Hz.Üstad, tecritte, hücresinde, çok soğuk hava şartlarında kapı pencere kapatılarak kimseyle görüştürülmediği dönemde talebelerine; ‘Hiç endişe etmeyiniz, biz inâyet altındayız ve bütün meşakkatlere karşı kemâl-i sabırla, belki şükürle mukabele etmeye azmetmişiz. Bir dirhem zahmet, bir batman rahmet ve sevabı netice verdiğinden, şükretmekle mükellefiz“ (14.Şua) tavsiyesinde bulunarak ümit vermekte ve hizmet ehline de aslî vazifesilerini hatırlatmaktadır.
Herkesce malumdur ki, bir karınca Firavun’u, bir sinek Nemrud’u, bir mikrop bir cebbarı; Allah’a intisabın -O’nun emriyle hareket etmenin ve O’na güvenmenin- neticesinde mağlup ediyor.
Binaenaleyh, ehl-i iman dâvâsında samimi ise, bir beklenti içinde değilse, Allah’ın rızası gayesi ise, O’na olan tevekkül ve teslimiyeti şüphe götürmüyorsa; kafirlerden, zalimlerden, münafıklardan, fâsit ve fâcirlerden hiç korkmadan, kendi vazifelerinde yoğunlaşarak küfür, dalâlet ve nifak yangınından nefislerini, nesillerini ve bütün insanları kurtarabilmek için dertlenmek ve çırpınmak zorundadırlar.
Evet dert varsa, derman yetişir. Dertlenmek sadece çırpınmak değildir. Vahdet-i ruhiye içinde çare üretmektir. İnsanlar yangında yanarken, dizlerini dövüp ağlamak değil, hortumunu alıp ateşi söndürmek için koşmaktır.
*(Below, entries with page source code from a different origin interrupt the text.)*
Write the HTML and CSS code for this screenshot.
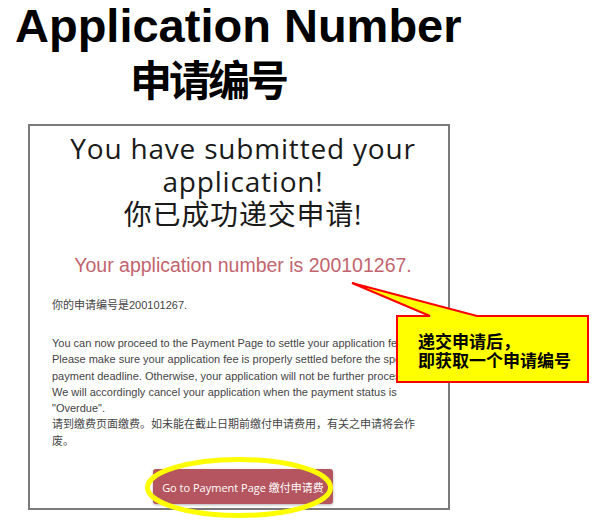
FILE: index.html
```html
<!DOCTYPE html>
<html lang="zh-CN">
<head>
    <meta charset="UTF-8">
    <meta name="viewport" content="width=device-width, initial-scale=1.0">
    <title>Application Number</title>
    <link rel="stylesheet" href="styles.css">
</head>
<body>
    <div class="page">
        <h1 class="doc-title">
            <span class="title-en">Application Number</span>
            <span class="title-zh">申请编号</span>
        </h1>

        <div class="shot">
            <h2 class="done">You have submitted your<br>application!<br>你已成功递交申请!</h2>
            <p class="app-no">Your application number is 200101267.</p>
            <p class="note">你的申请编号是200101267.</p>
            <p class="note note-long">You can now proceed to the Payment Page to settle your application fee.<br>Please make sure your application fee is properly settled before the specified<br>payment deadline. Otherwise, your application will not be further processed.<br>We will accordingly cancel your application when the payment status is<br>"Overdue".<br>请到缴费页面缴费。如未能在截止日期前缴付申请费用，有关之申请将会作<br>废。</p>
            <div class="actions">
                <button type="button" class="btn-pay">Go to Payment Page 缴付申请费</button>
            </div>
        </div>

        <!-- annotations drawn over the screenshot -->
        <div class="callout">
            <svg width="240" height="104" viewBox="0 0 240 104">
                <path d="M47 36 L80 36 L2 3 L127 36 L238 36 L238 102 L47 102 Z" fill="#ffff00" stroke="#ff0000" stroke-width="2" stroke-linejoin="miter"/>
            </svg>
            <p class="callout-text">递交申请后，<br>即获取一个申请编号</p>
        </div>
        <svg class="ring" width="192" height="66" viewBox="0 0 192 66">
            <ellipse cx="96" cy="32.5" rx="91.5" ry="28" fill="none" stroke="#ffff00" stroke-width="5"/>
        </svg>
    </div>
</body>
</html>
```

FILE: styles.css
```css
/* Geral */
body {
    margin: 0;
    padding: 0;
    background: #fff;
    font-family: "Liberation Sans", Arial, sans-serif;
}

.page {
    position: relative;
    width: 601px;
    height: 529px;
    overflow: hidden;
}

/* Titulo do documento */
.doc-title {
    margin: 0;
    padding-top: 2px;
    font-weight: bold;
    color: #000;
}

.title-en {
    display: block;
    padding-left: 15px;
    font-family: "Liberation Sans", Arial, sans-serif;
    font-size: 47px;
    line-height: 47px;
}

.title-zh {
    display: block;
    margin-top: 5px;
    padding-left: 130px;
    font-family: "Noto Sans CJK SC", sans-serif;
    font-size: 42px;
    letter-spacing: -3px;
    line-height: 48px;
}

/* Captura da pagina */
.shot {
    box-sizing: border-box;
    margin: 22px 0 0 28px;
    width: 422px;
    height: 386px;
    padding: 6px 14px 3px 22px;
    border: 2px solid #7a7a7a;
}

.done {
    margin: 0;
    font-family: "Open Sans", "Noto Sans CJK SC", sans-serif;
    font-weight: 400;
    font-size: 28px;
    letter-spacing: 0.8px;
    line-height: 33px;
    text-align: center;
    color: #1a1a1a;
}

.app-no {
    margin: 22px 0 0;
    font-size: 19.5px;
    line-height: 24px;
    text-align: center;
    color: #c2646e;
}

.note {
    margin: 20px 0 0;
    font-family: "Liberation Sans", "Noto Sans CJK SC", sans-serif;
    font-size: 11px;
    line-height: 16px;
    color: #444;
    white-space: nowrap;
}

.note-long {
    margin-top: 22px;
    line-height: 16.3px;
}

.actions {
    display: flex;
    justify-content: center;
    margin-top: 20px;
}

.btn-pay {
    width: 180px;
    height: 35px;
    padding: 0;
    border: none;
    border-radius: 3px;
    background-color: #b5555f;
    box-shadow: 0 1px 3px rgba(0, 0, 0, 0.3);
    color: #fff;
    font-family: "Open Sans", "Noto Sans CJK SC", sans-serif;
    font-size: 11px;
}

/* Anotacoes */
.callout {
    position: absolute;
    left: 350px;
    top: 280px;
    width: 240px;
    height: 104px;
}

.callout svg {
    display: block;
}

.callout-text {
    position: absolute;
    left: 68px;
    top: 51px;
    margin: 0;
    font-family: "Noto Sans CJK SC", sans-serif;
    font-weight: bold;
    font-size: 17px;
    line-height: 19px;
    color: #000;
}

.ring {
    position: absolute;
    left: 143px;
    top: 455px;
}
```
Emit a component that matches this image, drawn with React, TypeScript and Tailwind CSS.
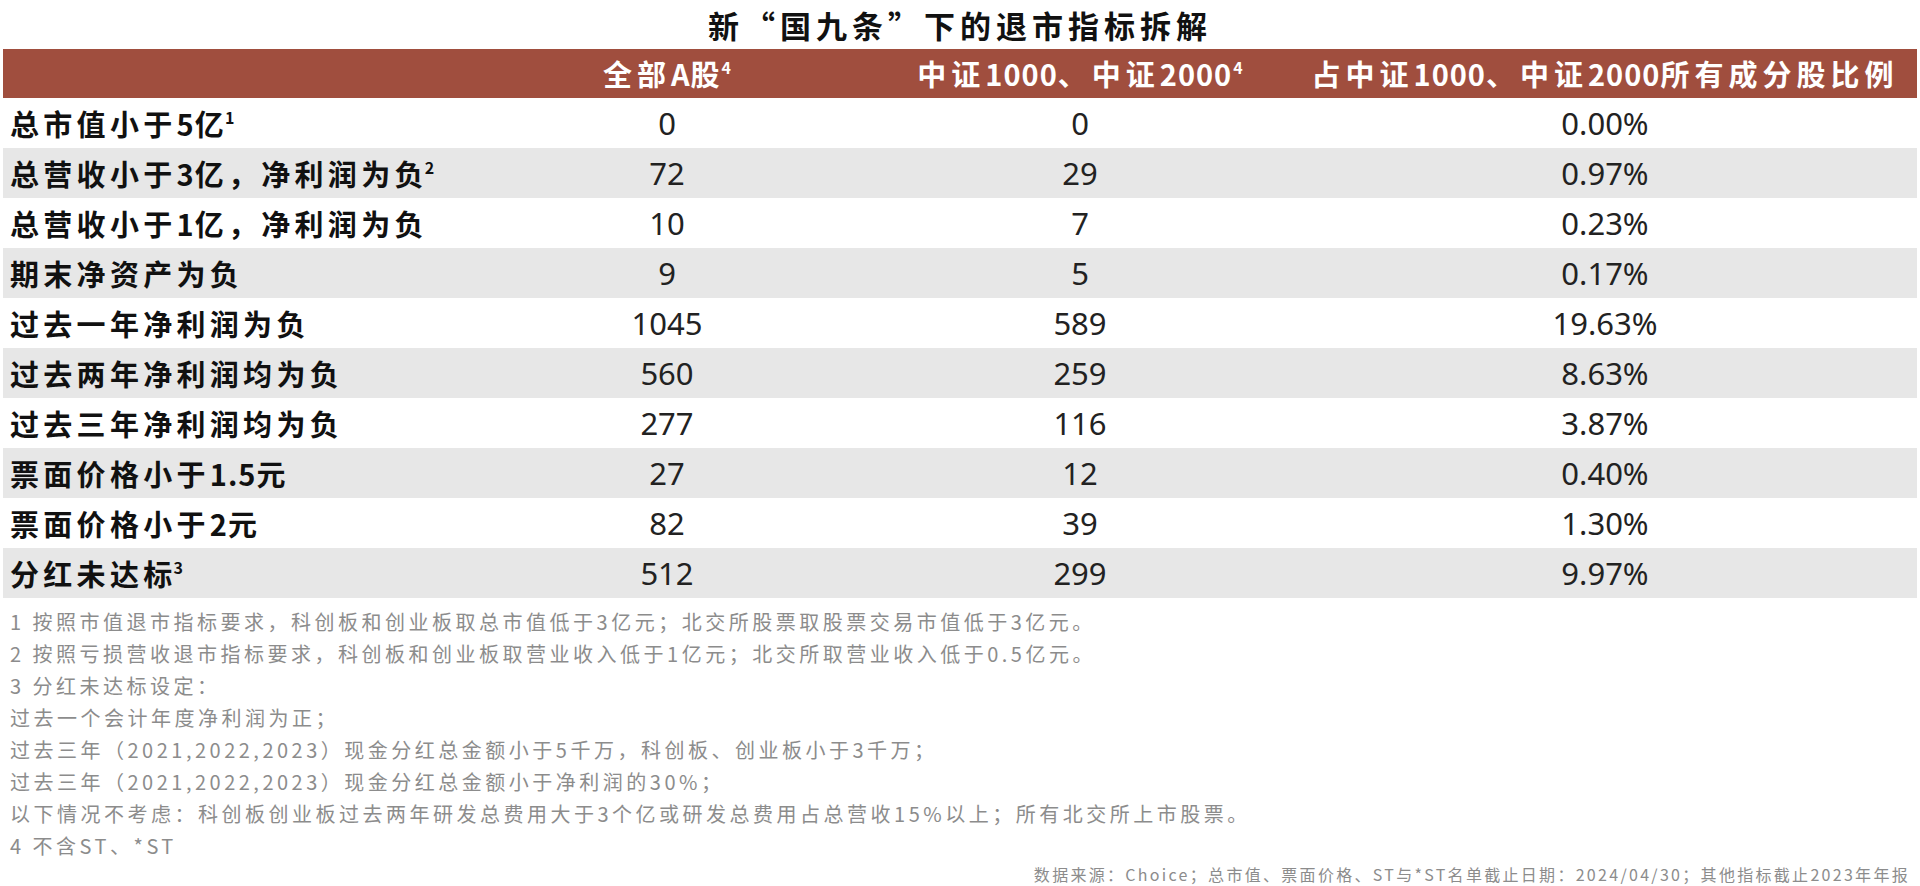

Mü’min, şartlar ne kadar ağır olursa olsun Allah’ın hakkında takdir edip izin verdiği bütün sıkıntılara karşı, neticesindeki güzelliklere talip olarak sabretmeli, dünyada da ahirette de kendisini utandıracak bir iş yapmamalıdır. İzzetiyle, onuruyla, namusuyla yaşamalı ve aynı vasıflarla dünyada ahiret hayatını kazanma gayreti içinde bulunmalıdır.